Uluslararası Para Fonu (IMF), küresel piyasalarda yaşanan bozulmaların ekonomik ve finansal durgunluğa yol açabileceği uyarısında bulunarak, bunu önlemek için ek tedbirlere gereksinim duyulduğunu belirtti.
IMF, yayınladığı "Küresel Finansal İstikrar Raporu"nda küresel piyasalarda son dönemde yaşanan gelişmeleri değerlendirdi.
Finansal istikrara yönelik risklerin Ekim 2015'te yayınlanan son rapordan bu yana arttığı belirtilen raporda, bunda ekonomik belirsizlik ve güvensizliğin önemli rol oynadığı vurgulandı.
Raporda, buna ilaveten varlık piyasalarındaki bozulmaların, emtia fiyatlarındaki düşüşün ve Çin ekonomisindeki dönüşümden kaynaklanan olumsuzlukların da finansal şartların sıkılaşmasına ve yatırımcının risk iştahının azalmasına yol açtığı ifade edildi.

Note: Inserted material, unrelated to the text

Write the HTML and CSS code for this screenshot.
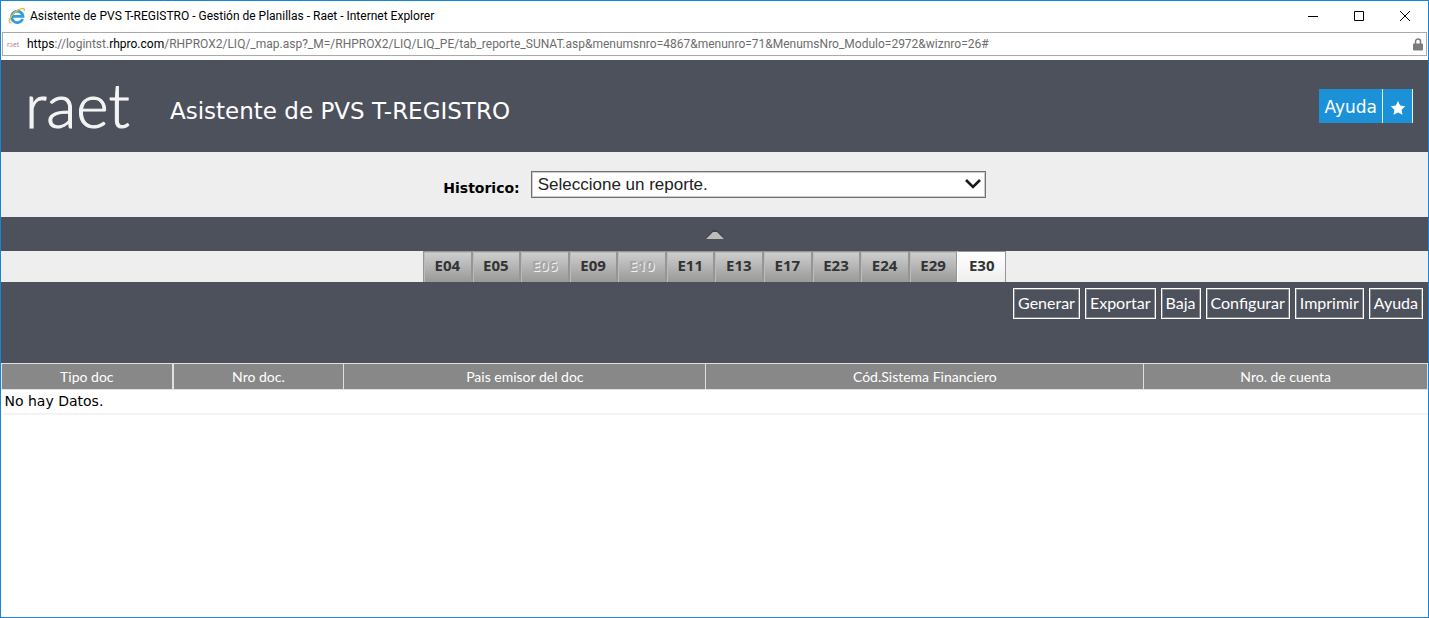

“Finansal çalkantı, güveni zedeledi”
Bu gelişmelerin küresel finansal istikrarı baltaladığı kaydedilen raporda, şu tespitlere yer verildi:
"Birçok piyasada ocak ve şubat aylarında yaşanan çalkantı fiyatları düşürerek, varlık değerlerinin, yavaş ancak istikrarlı bir iyileşmeye işaret eden makro ekonomik temellerle uyumlu düzeylerin altına gerilemesine neden oldu. Yükselen volatilite ve riskten kaçınma, ekonomik, finansal ve siyasi risklerin artışını ve politikalara yönelik güvenin azalışını yansıtmış olabilir."
Bununla birlikte, volatilitenin, Merkez Bankalarının desteği ve ABD'de açıklanan güçlü verilerle şubat sonrasında durulduğu anlatılan raporda, buna karşın güven şokunun negatif etkilerinin finansal istikrarı zedelediği kaydedildi.
"Ek tedbirler gerekiyor"
IMF, yayınladığı raporda piyasalarda yaşanan çalkantının tekrar edebileceğine vurgu yaptı.
Raporda, ayrıca finansal durgunluk durumunda finans kurumlarının bilançolarında uzun süreli bozulmalar ortaya çıkabileceğini ve bunun orta vadeli ekonomik büyümeyi de etkileyebileceği vurgulandı. IMF, böyle bir senaryoda, dünya ekonomisinin 2021 itibarıyla temel senaryoya kıyasla yüzde 3,9 daralabileceği uyarısını yaptı.
Öte yandan, raporda, politika yapıcıların büyüme ve istikrar açısından daha güçlü bir yol inşa edebilmesi halinde dünya üretiminin, 2018 itibarıyla temel senaryoya kıyasla yüzde 1,7 daha yüksek olabileceğin de altı çizildi.
Pozitif senaryo için politikaların, gelişmiş ülkelerde finansal krizin mirası olan sorunların ve gelişen ülkelerde artan kırılganlıkların üstesinden gelmesi gerektiğine işaret edilen raporda, aynı zamanda piyasalardaki likiditenin güçlendirilmesine ihtiyaç duyulduğu vurgulandı.
“Türkiye’nin daha fazla rezerve ihtiyacı olabilir”
IMF raporunda, Türkiye’ye yönelik analizlere ve tavsiyelere de yer verildi.
Dış dengesizlikleri yüksek olan ülkelerin şoklara karşı kırılganlaşabileceği öngörülen raporda, Türkiye’nin rezervlerini artırması gerektiği belirtilirken, “Türkiye’nin daha fazla rezerve ihtiyacı olabilir çünkü rezervler kısa vadeli dış finansman yükümlülüklerini karşılamak için yeterli değil.” değerlendirmesi yapıldı.
Ayrıca, Türkiye’de iç talebe dayanan büyümenin ithalatı artırdığı kaydedilen raporda, bunun sermaye çıkışları olduğu bir dönemde cari açığın finansmanını zorlaştırarak, ekonomiyi şoklara maruz bırakabileceği ileri sürüldü.
Raporun başka bir bölümünde, Türkiye ve Brezilya’nın yüksek enflasyon baskılarına karşı, para biriminde oluşabilecek zayıflama nedeniyle politika açısından sınırlı alana sahip olduğu ifade edildi.